In terms of investment we are preparing maybe for having the investment code in maybe a month or a month and a half. I have given instructions that this code will be valid for 10 years. For 10 years we will not have the right to touch a comma, to free up foreign investment and even domestic investment as much as possible. Put all the necessary barriers so that we move away definitely of everything that was done by the oligarchy who left, which linked to the Russian mafia, Italian mafia, and every mafia. They embezzled all the money from the country; we try to benefit the youth.
The vision is that this young country must be supported by young people both politically and economically, and that is why we favor startups, and we have a very young minister who is 26 years old and is in charge of startups and doing a great job. We can feel that there is a movement of startups among young people and younger persons. We are here for the small and micro companies, and we are investing in them more than ever. We are very credible because we have financial resources to transfer donations for companies.
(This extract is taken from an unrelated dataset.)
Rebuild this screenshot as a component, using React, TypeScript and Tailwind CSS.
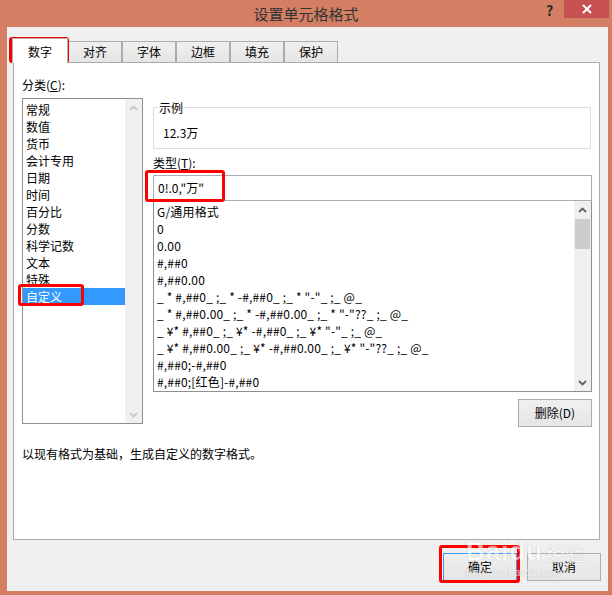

It doesn’t bother us at all.
The economic management of the country that we are trying to strengthen daily today in Africa and the whole Maghreb – we are the only county that is dynamic in fighting against corruption, and we take responsibility in every political action. We are the only country that is going to have a big project structuring the country. The first project is agricultural. With a very vast country we can help Africa in terms of providing grains. We can do it. It is technically feasible to achieve production of 30 million tons. We need 9 million tons and can export 21 million tons to Morocco, Tunisia, and Egypt without facing any issues.
In terms of cattle, we are facing a deficiency when it comes to milk material. We are importing milk powder and we reproduce it here mixed with water. In terms of transport, currently we are establishing an Algerian naval and air fleet. Until now we are having the half of terrestre that we can not access. We need to have access everywhere now.
In terms of railway transport, it is one of the basis of my programs to have an Algerian port to transport shipments by railways to Mali and Niger. We have worked on this with our own mains. Currently we are in Béchar having a railways, and it is located in 500 kilometers away from Algiers in the southeast. And we still have to each Adrar – approximately 500 to 600 kilometers from Adrar. We will go straight to Mali from Bordj Bardji Mokhtar.
There is a company named Mer Nijer that will link Béchar by train, then Mali and Niger by trucks. Generally, it is successful, and Algeria can make an impact.
The floor is all yours.
SECRETARY BLINKEN: (Via translation) Mr. President, thank you for this detailed and interesting conversation. I had the chance to meet with my friend the minister, and I’m glad to be back to Algeria to strengthen the ties between our countries by working on security and common economic opportunities such as investments and trades between the countries. I believe it will make progress in investing thanks to young businesspeople that need to be built up.
(In English) But in any event, it is wonderful to be back in Algeria after last being here in 2016. Thank you for sharing this wonderful tour of the region, the world, and our relationship. Thank you.